A Back-Fire to Forward Wide-Angle Beam Steering Leaky-Wave Antenna Based on SSPPs

Abstract

We demonstrate an efficient back-fire to forward wide-angle beam steering leaky-wave antenna (LWA) based on a large dispersion gradient planar spoof surface plasmon polariton (SSPP) transmission line (TL) with split-ring units. To convert the highly confined SSPP waveguiding mode to a radiation mode, two arrays of metallic patches are periodically arranged on both sides of the SSPP TL. The patches are designed as two combined half-elliptical shapes to mitigate the open stopband effect and enhance the radiation performance.
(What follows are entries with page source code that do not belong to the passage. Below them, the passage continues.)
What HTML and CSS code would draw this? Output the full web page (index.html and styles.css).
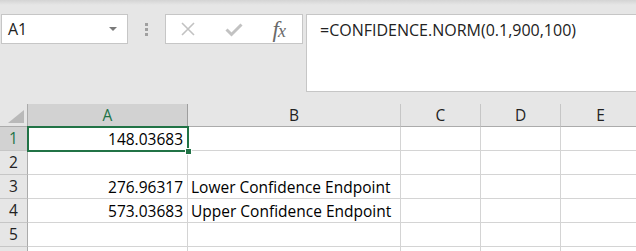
FILE: index.html
```html
<!DOCTYPE html>
<html>
<head>
<meta charset="utf-8">
<link rel="stylesheet" href="styles.css">
</head>
<body>
<div class="app">
  <div class="topband"></div>
  <div class="fbar">
    <div class="namebox">
      <span class="nb-text">A1</span>
      <svg class="nb-arrow" width="8" height="5" viewBox="0 0 8 5"><path d="M0 0 H8 L4 4 Z" fill="#7a7a7a"/></svg>
    </div>
    <div class="grip"><span></span><span></span><span></span></div>
    <div class="fnbox">
      <svg class="ico x" width="16" height="16" viewBox="0 0 16 16"><path d="M2 2 L14 14 M14 2 L2 14" stroke="#c2c2c2" stroke-width="1.6" fill="none"/></svg>
      <svg class="ico chk" width="18" height="14" viewBox="0 0 18 14"><path d="M1.5 6.5 L6.5 11.5 L16.5 1.5" stroke="#c2c2c2" stroke-width="3" fill="none"/></svg>
      <span class="fx">f<span class="fxx">x</span></span>
    </div>
    <div class="formula">=CONFIDENCE.NORM(0.1,900,100)</div>
  </div>
  <div class="sheet">
    <div class="grid">
      <div class="corner"><svg width="16" height="13" viewBox="0 0 16 13"><path d="M16 0 V13 H0 Z" fill="#b9b9b9"/></svg></div>
      <div class="ch sel">A</div>
      <div class="ch">B</div>
      <div class="ch">C</div>
      <div class="ch">D</div>
      <div class="ch last">E</div>

      <div class="rh sel">1</div>
      <div class="c num">148.03683</div>
      <div class="c"></div><div class="c"></div><div class="c"></div><div class="c last"></div>

      <div class="rh">2</div>
      <div class="c"></div><div class="c"></div><div class="c"></div><div class="c"></div><div class="c last"></div>

      <div class="rh">3</div>
      <div class="c num">276.96317</div>
      <div class="c txt">Lower Confidence Endpoint</div>
      <div class="c"></div><div class="c"></div><div class="c last"></div>

      <div class="rh">4</div>
      <div class="c num">573.03683</div>
      <div class="c txt">Upper Confidence Endpoint</div>
      <div class="c"></div><div class="c"></div><div class="c last"></div>

      <div class="rh">5</div>
      <div class="c"></div><div class="c"></div><div class="c"></div><div class="c"></div><div class="c last"></div>

      <div class="rh"></div>
      <div class="c"></div><div class="c"></div><div class="c"></div><div class="c"></div><div class="c last"></div>
    </div>
    <div class="selbox"><span class="handle"></span></div>
  </div>
</div>
</body>
</html>
```

FILE: styles.css
```css
html, body {
  margin: 0;
  padding: 0;
}
body {
  width: 636px;
  height: 251px;
  overflow: hidden;
  background: #e6e6e6;
  font-family: "Open Sans", "Liberation Sans", sans-serif;
}
.app {
  width: 636px;
  height: 251px;
  overflow: hidden;
  background: #e6e6e6;
}
.topband {
  height: 5px;
  background: linear-gradient(#d4d4d4, #e6e6e6);
}
.fbar {
  display: flex;
  align-items: flex-start;
  padding-top: 9px;
  padding-left: 1px;
  height: 90px;
}
.namebox {
  box-sizing: border-box;
  width: 127px;
  height: 30px;
  background: #fff;
  border: 1px solid #c6c6c6;
  display: flex;
  align-items: center;
  justify-content: space-between;
  padding: 0 10px 0 6px;
}
.nb-text {
  font-family: "Open Sans", sans-serif;
  font-size: 16px;
  color: #222;
}
.nb-arrow {
  margin-top: 1px;
}
.grip {
  width: 37px;
  height: 30px;
  display: flex;
  flex-direction: column;
  align-items: center;
  justify-content: center;
  gap: 2px;
}
.grip span {
  width: 3px;
  height: 3px;
  background: #a0a0a0;
}
.fnbox {
  box-sizing: border-box;
  width: 138px;
  height: 30px;
  background: #fff;
  border: 1px solid #c6c6c6;
  display: flex;
  align-items: center;
  padding: 0 17px 0 14px;
}
.ico {
  display: block;
}
.ico.chk {
  margin-left: 29px;
  margin-top: 1px;
}
.fx {
  margin-left: auto;
  font-family: "Liberation Serif", "DejaVu Serif", serif;
  font-style: italic;
  font-size: 23px;
  color: #6a6a6a;
  letter-spacing: -1px;
  line-height: 1;
}
.fxx {
  font-size: 18px;
}
.formula {
  box-sizing: border-box;
  flex: 1;
  margin-left: 3px;
  height: 78px;
  background: #fff;
  border: 1px solid #c6c6c6;
  border-right: none;
  padding: 4px 0 0 13px;
  font-family: "Open Sans", sans-serif;
  font-size: 16px;
  color: #222;
  white-space: nowrap;
}
.sheet {
  position: relative;
}
.grid {
  display: grid;
  grid-template-columns: 28px 160px 213px 80px 80px 80px;
  grid-template-rows: 23px repeat(6, 24px);
}
.corner {
  box-sizing: border-box;
  background: #e6e6e6;
  border-right: 1px solid #ababab;
  border-bottom: 1px solid #ababab;
  display: flex;
  align-items: flex-end;
  justify-content: flex-end;
  padding: 0 3px 3px 0;
}
.corner svg { display: block; }
.ch {
  box-sizing: border-box;
  background: #e6e6e6;
  border-right: 1px solid #c6c6c6;
  border-bottom: 1px solid #ababab;
  text-align: center;
  font-family: "Open Sans", sans-serif;
  font-size: 15.5px;
  line-height: 22px;
  color: #222;
}
.ch.sel {
  background: #d2d2d2;
  color: #217346;
  border-right-color: #9e9e9e;
}
.rh {
  box-sizing: border-box;
  background: #e6e6e6;
  border-right: 1px solid #ababab;
  border-bottom: 1px solid #c6c6c6;
  text-align: center;
  font-family: "Open Sans", sans-serif;
  font-size: 15.5px;
  line-height: 23px;
  color: #222;
}
.rh.sel {
  background: #d2d2d2;
  color: #217346;
}
.c {
  box-sizing: border-box;
  background: #fff;
  border-right: 1px solid #d4d4d4;
  border-bottom: 1px solid #d4d4d4;
  font-family: "Open Sans", sans-serif;
  font-size: 15.5px;
  line-height: 24px;
  color: #000;
  white-space: nowrap;
  overflow: visible;
}
.c.num {
  text-align: right;
  padding-right: 4px;
}
.c.txt {
  padding-left: 3px;
}
.selbox {
  position: absolute;
  left: 27px;
  top: 22px;
  width: 158px;
  height: 22px;
  border: 2px solid #217346;
}
.handle {
  position: absolute;
  right: -5px;
  bottom: -5px;
  width: 5px;
  height: 5px;
  background: #217346;
  border: 1px solid #fff;
}
```
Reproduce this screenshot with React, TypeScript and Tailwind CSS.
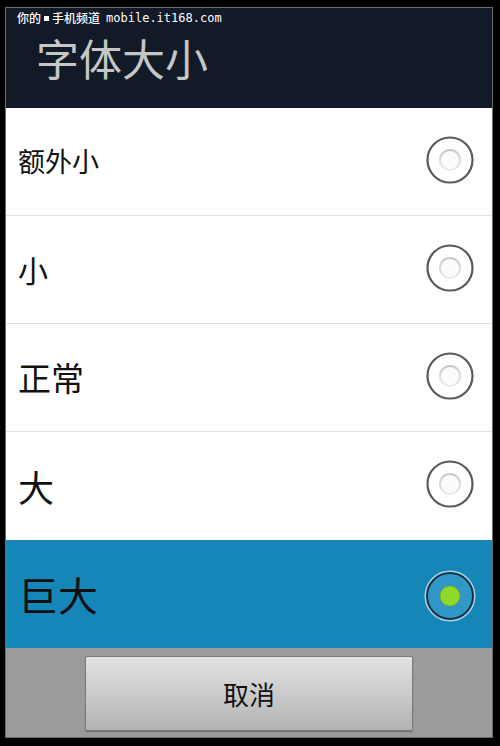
import React from 'react';

const cjk = { fontFamily: '"Noto Sans CJK SC", "Noto Sans", sans-serif' };

type Option = { label: string; size: string; selected?: boolean };

const options: Option[] = [
  { label: '额外小', size: 'text-[27px]' },
  { label: '小', size: 'text-[30px]' },
  { label: '正常', size: 'text-[33px]' },
  { label: '大', size: 'text-[36px]' },
  { label: '巨大', size: 'text-[40px]', selected: true },
];

function Radio({ checked }: { checked?: boolean }) {
  if (checked) {
    return (
      <svg width="52" height="52" viewBox="0 0 52 52">
        <circle cx="26" cy="26" r="24.5" fill="none" stroke="#cfe8f5" strokeWidth="2" opacity="0.8" />
        <circle cx="26" cy="26" r="23" fill="#3197c6" stroke="#173547" strokeWidth="2" />
        <circle cx="26" cy="26" r="10" fill="#92d82a" stroke="#74b01e" strokeWidth="0.8" />
      </svg>
    );
  }
  return (
    <svg width="52" height="52" viewBox="0 0 52 52">
      <defs>
        <linearGradient id="inner" x1="0" y1="0" x2="0" y2="1">
          <stop offset="0" stopColor="#c8c8c8" />
          <stop offset="1" stopColor="#ececec" />
        </linearGradient>
      </defs>
      <circle cx="26" cy="26" r="22.5" fill="#fff" stroke="#5a5a5a" strokeWidth="2.2" />
      <circle cx="26" cy="26" r="10" fill="#fbfbfb" stroke="url(#inner)" strokeWidth="2" />
    </svg>
  );
}

export default function App() {
  return (
    <div className="w-[500px] h-[746px] bg-black overflow-hidden pt-[7px] pl-[5px]" style={cjk}>
      <div className="w-[488px] border border-[#6e6e6e] flex flex-col">
        <div className="h-[100px] bg-[#121a27] relative">
          <div className="absolute left-[11px] top-[2px] text-white text-[12px] font-medium leading-[16px] flex items-center gap-[3px]">
            <span>你的</span>
            <span className="w-[5px] h-[5px] bg-white inline-block" />
            <span>手机频道</span>
            <span className="ml-[3px]" style={{ fontFamily: '"DejaVu Sans Mono", monospace' }}>mobile.it168.com</span>
          </div>
          <div className="pl-[30px] pt-[25px] text-[43px] leading-[48px] text-[#c6c6c6]">字体大小</div>
        </div>
        {options.map((o, i) => (
          <div
            key={o.label}
            className={`h-[108px] flex items-center justify-between pl-[12px] pr-[16px] ${
              o.selected ? 'bg-[#1685b8]' : 'bg-white'
            } ${i < options.length - 2 ? 'border-b border-[#e2e2e2]' : ''}`}
          >
            <span className={`${o.size} text-[#111]`}>{o.label}</span>
            <div className={o.selected ? 'mt-[4px]' : '-mt-[4px]'}>
              <Radio checked={o.selected} />
            </div>
          </div>
        ))}
        <div className="h-[89px] bg-[#9b9b9b] flex justify-center pt-[8px]">
          <button className="w-[328px] h-[75px] rounded-[2px] border border-[#7a7a7a] bg-gradient-to-b from-[#e3e3e3] to-[#b3b3b3] text-[26px] text-[#111] shadow-[0_1px_1px_rgba(0,0,0,0.3)]">
            取消
          </button>
        </div>
      </div>
    </div>
  );
}
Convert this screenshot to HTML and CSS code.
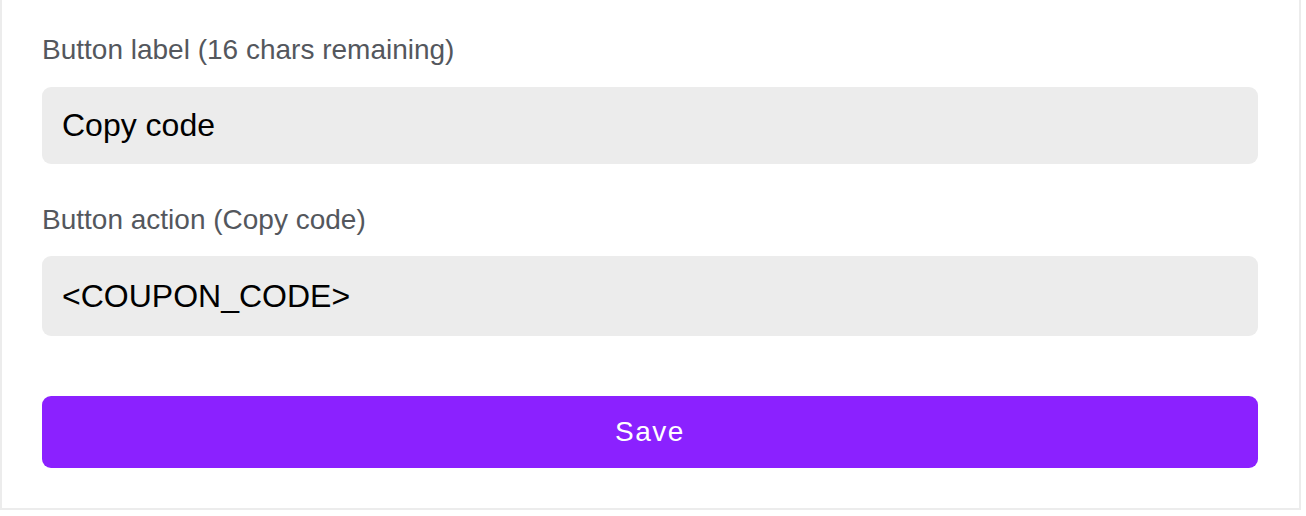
FILE: index.html
```html
<!DOCTYPE html>
<html lang="en">
<head>
  <meta charset="UTF-8">
  <meta name="viewport" content="width=device-width, initial-scale=1.0">
  <title>Button settings</title>
  <link rel="stylesheet" href="styles.css">
</head>
<body>
  <form class="button-form">
    <div class="field">
      <label class="field-label" for="buttonLabel">Button label (16 chars remaining)</label>
      <input class="field-input" id="buttonLabel" type="text" value="Copy code">
    </div>
    <div class="field">
      <label class="field-label" for="buttonAction">Button action (Copy code)</label>
      <input class="field-input" id="buttonAction" type="text" value="<COUPON_CODE>">
    </div>
    <button class="save-button" type="button">Save</button>
  </form>
</body>
</html>
```

FILE: styles.css
```css
/* General Body Styles */
body {
  margin: 0;
  font-family: 'Liberation Sans', Arial, sans-serif;
  background: #ffffff;
}

.button-form {
  width: 1301px;
  box-sizing: border-box;
  padding: 34px 41px 40px 40px;
  border: 2px solid #ececec;
  border-top: none;
  display: flex;
  flex-direction: column;
}

/* Fields */
.field {
  display: flex;
  flex-direction: column;
  gap: 21px;
  margin-bottom: 40px;
}

.field + .field {
  gap: 20px;
}

.field-label {
  font-size: 28px;
  line-height: 32px;
  color: #54575d;
}

.field-input {
  height: 77px;
  box-sizing: border-box;
  padding: 0 20px;
  border: none;
  border-radius: 9px;
  background-color: #ececec;
  font-family: inherit;
  font-size: 32px;
  color: #000000;
  outline: none;
}

.field + .field .field-input {
  height: 80px;
}

.field:last-of-type {
  margin-bottom: 60px;
}

/* Save Button */
.save-button {
  height: 72px;
  border: none;
  border-radius: 9px;
  background-color: #8b21ff;
  color: #ffffff;
  font-family: inherit;
  font-size: 28px;
  letter-spacing: 1.5px;
  cursor: pointer;
}
```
We propose a theoretical method to interpret the mechanism and predict the directional pattern of the LWA. To verify the proposed method, the SSPP TL and LWA prototypes are fabricated and measured. The calculation, simulation, and experimental results match well and show that the main beam of the LWA can steer a wide range of 112° from back-fire (−90°) to the forward quadrant of 22° passing through the broadside in 6.3–11 GHz, demonstrating a large scanning rate of 2.07°/%. Furthermore, the LWA also possesses the advantages of low profile, high average gain (12 dBi), high average efficiency (95%), and low sidelobe level (<−13 dB). This work provides an alternative route to achieving wide-angle LWAs for promising microwave radar and wireless communication applications.